RIght, so the new environment definitely has pytorch with cuda installed. When you run the check, in the same environment, are you able to run nvidia-smi
? Does it show your GPUs?
Just with the activated enviroment doesnt show me the gpus.
nvidia-smi
NVIDIA-SMI has failed because it couldn't communicate with the NVIDIA driver. Make sure that the latest NVIDIA driver is installed and running.
When activating the enviroment with gpus allocated using tmux, I get a different error:
nvidia-smi
No devices were found
Wait, I am an idiot. I found the issue in my slurm-submission script. While asking for resources allocated on the gpu nodes, I didn't actually get a gpu allocated. I fixed ths now and I get all correct outputs for the checks.
>>> import torch
>>> print(torch.cuda.is_available())
True
and
nvidia-smi
Thu Aug 3 10:06:03 2023
+-----------------------------------------------------------------------------+
| NVIDIA-SMI 525.85.12 Driver Version: 525.85.12 CUDA Version: 12.0 |
|-------------------------------+----------------------+----------------------+
| GPU Name Persistence-M| Bus-Id Disp.A | Volatile Uncorr. ECC |
| Fan Temp Perf Pwr:Usage/Cap| Memory-Usage | GPU-Util Compute M. |
| | | MIG M. |
|===============================+======================+======================|
| 0 Tesla P100-PCIE... On | 00000000:00:08.0 Off | 0 |
| N/A 25C P0 23W / 250W | 0MiB / 12288MiB | 0% Default |
| | | N/A |
+-------------------------------+----------------------+----------------------+
+-----------------------------------------------------------------------------+
| Processes: |
| GPU GI CI PID Type Process name GPU Memory |
| ID ID Usage |
|=============================================================================|
| No running processes found |
+-----------------------------------------------------------------------
I restarted the predictions and it should now run as expected. I will give a short update once the job started running.

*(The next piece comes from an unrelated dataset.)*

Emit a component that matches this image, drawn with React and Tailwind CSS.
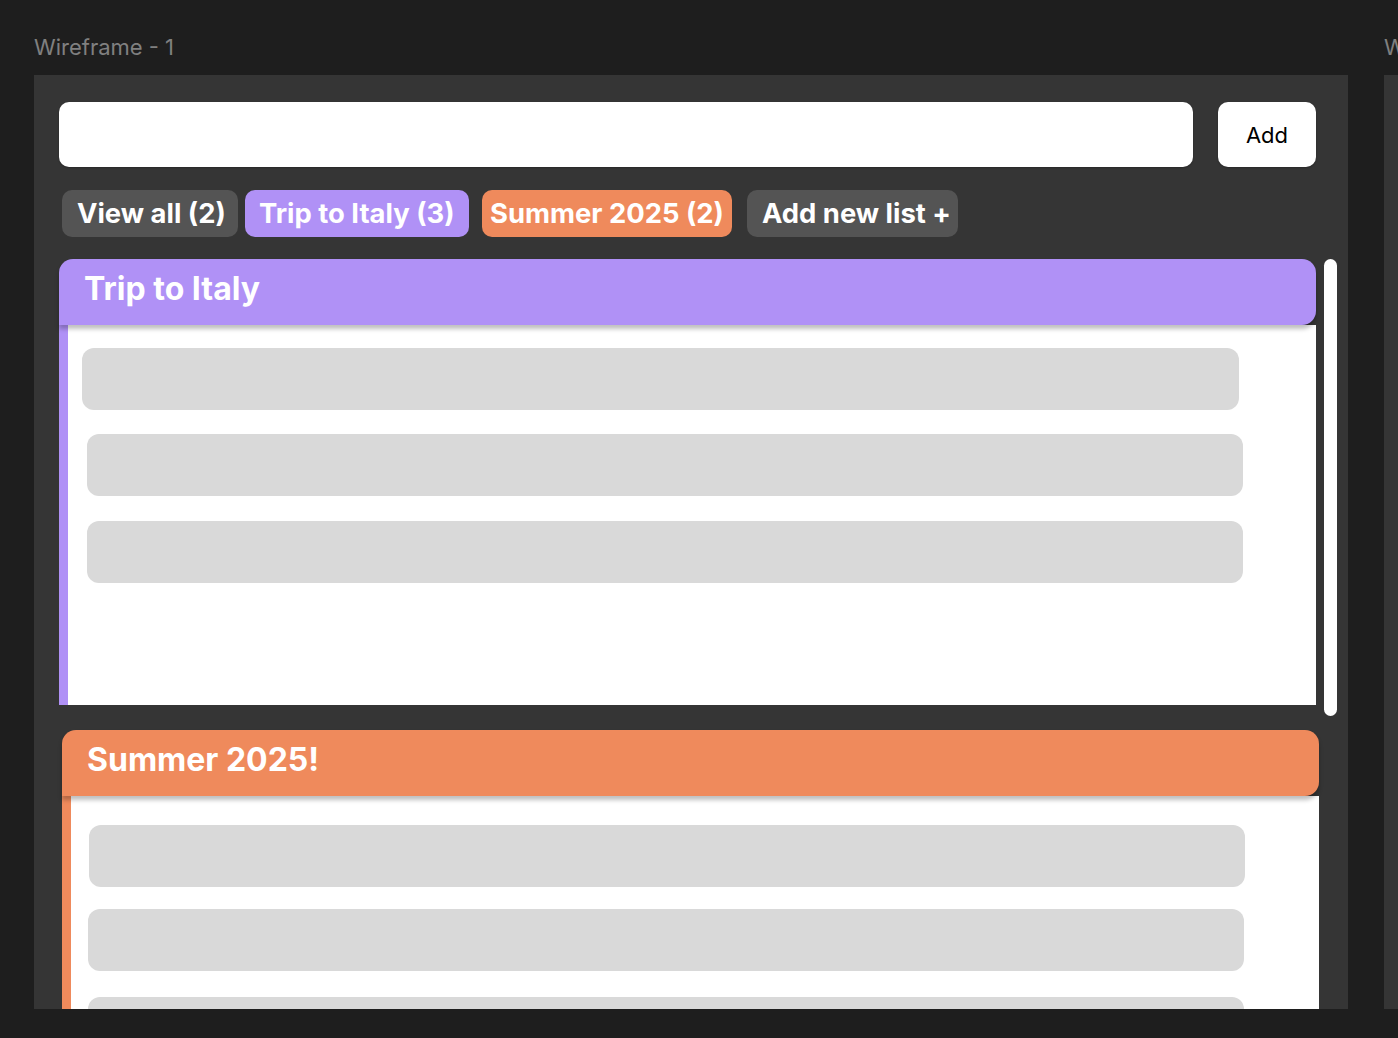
import React from "react";

const font = { fontFamily: "Inter, 'Noto Sans', sans-serif" };

function Row({ className }) {
  return <div className={`h-[62px] w-[1156px] rounded-[12px] bg-[#d9d9d9] ${className}`} />;
}

export default function App() {
  return (
    <div style={font} className="w-[1398px] h-[1038px] bg-[#1e1e1e] overflow-hidden flex">
      {/* Frame 1 */}
      <div className="ml-[34px] pt-[34px] flex flex-col shrink-0">
        <div className="text-[22px] leading-[27px] text-[#808080]">Wireframe - 1</div>
        <div className="mt-[14px] w-[1314px] h-[934px] bg-[#353535] overflow-hidden pl-[25px] pt-[27px]">
          {/* Input row */}
          <div className="flex">
            <div className="w-[1134px] h-[65px] bg-white rounded-[10px] shadow-[0_1px_2px_rgba(0,0,0,0.25)]" />
            <button className="ml-[25px] w-[98px] h-[65px] bg-white rounded-[10px] shadow-[0_1px_2px_rgba(0,0,0,0.25)] text-[22px] text-black flex items-center justify-center pt-[1px]">
              Add
            </button>
          </div>
          {/* Tabs */}
          <div className="flex mt-[23px] ml-[3px] text-[27.4px] font-bold text-white">
            <div className="w-[176px] h-[47px] rounded-[10px] bg-[#545454] flex items-center pl-[15px] whitespace-nowrap">View all (2)</div>
            <div className="ml-[7px] w-[224px] h-[47px] rounded-[10px] bg-[#b091f6] flex items-center pl-[14px] whitespace-nowrap">Trip to Italy (3)</div>
            <div className="ml-[13px] w-[250px] h-[47px] rounded-[10px] bg-[#ef8a5c] flex items-center pl-[8px] whitespace-nowrap">Summer 2025 (2)</div>
            <div className="ml-[15px] w-[211px] h-[47px] rounded-[10px] bg-[#545454] flex items-center pl-[15px] whitespace-nowrap">Add new list +</div>
          </div>
          {/* Lists */}
          <div className="flex mt-[22px]">
            <div className="w-[1260px] flex flex-col">
              {/* Card 1 */}
              <div className="w-[1257px] flex flex-col">
                <div className="relative z-10 h-[66px] bg-[#b091f6] rounded-t-[14px] rounded-br-[14px] shadow-[0_4px_4px_rgba(0,0,0,0.25)] pl-[25px] pt-[10px]">
                  <div className="text-[32px] leading-[39px] font-bold text-white">Trip to Italy</div>
                </div>
                <div className="flex h-[380px]">
                  <div className="w-[9px] bg-[#b091f6]" />
                  <div className="flex-1 bg-white flex flex-col">
                    <Row className="ml-[14px] mt-[23px] w-[1157px]" />
                    <Row className="ml-[19px] mt-[24px]" />
                    <Row className="ml-[19px] mt-[25px]" />
                  </div>
                </div>
              </div>
              {/* Card 2 */}
              <div className="w-[1257px] ml-[3px] mt-[25px] flex flex-col">
                <div className="relative z-10 h-[66px] bg-[#ef8a5c] rounded-t-[14px] rounded-br-[14px] shadow-[0_4px_4px_rgba(0,0,0,0.25)] pl-[25px] pt-[10px]">
                  <div className="text-[32px] leading-[39px] font-bold text-white">Summer 2025!</div>
                </div>
                <div className="flex h-[380px]">
                  <div className="w-[9px] bg-[#ef8a5c]" />
                  <div className="flex-1 bg-white flex flex-col">
                    <Row className="ml-[18px] mt-[29px]" />
                    <Row className="ml-[17px] mt-[22px] h-[61px]" />
                    <Row className="ml-[17px] mt-[26px]" />
                  </div>
                </div>
              </div>
            </div>
            <div className="ml-[5px] w-[13px] h-[457px] bg-white rounded-full" />
          </div>
        </div>
      </div>
      {/* Frame 2 (partial) */}
      <div className="ml-[36px] pt-[34px] flex flex-col shrink-0">
        <div className="text-[22px] leading-[27px] text-[#808080] whitespace-nowrap">Wireframe - 2</div>
        <div className="mt-[14px] w-[400px] h-[934px] bg-[#353535]" />
      </div>
    </div>
  );
}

Excellent! Was just typing a reply and saw your message changed :)
Let me know when to mark this issue as resolved!
Yes, it works now. Sorry for my stupidity and bothering you in the first place. Thank you very much (and congratulations) for this awesome software and the support! The initial version already served me well and I am now looking forward seeing the rRNA prediction results.
No, problem! I'm glad things are running now :)
Hi,
I installed model angelo on our HPC following the README instruction using Anaconda3. When trying to run a prediction (submitted via slurm), the C-alpha prediction takes very long. Checking the slurm.out file, I see that cuda would not be available. Thus, i have no GPU usage during C-alpha prediction.
Checking torch availability seems ok.
I reinstalled it several times following the personal use or the sahred computational enviroment instructions. Also, I tried different workarounds suggested in previous threads (https://github.com/3dem/model-angelo/issues/24), but nothing works.
I am a bit confused and not sure what I could do to fix it. Thus, any help would be very much appreciated!
Best, Lorenz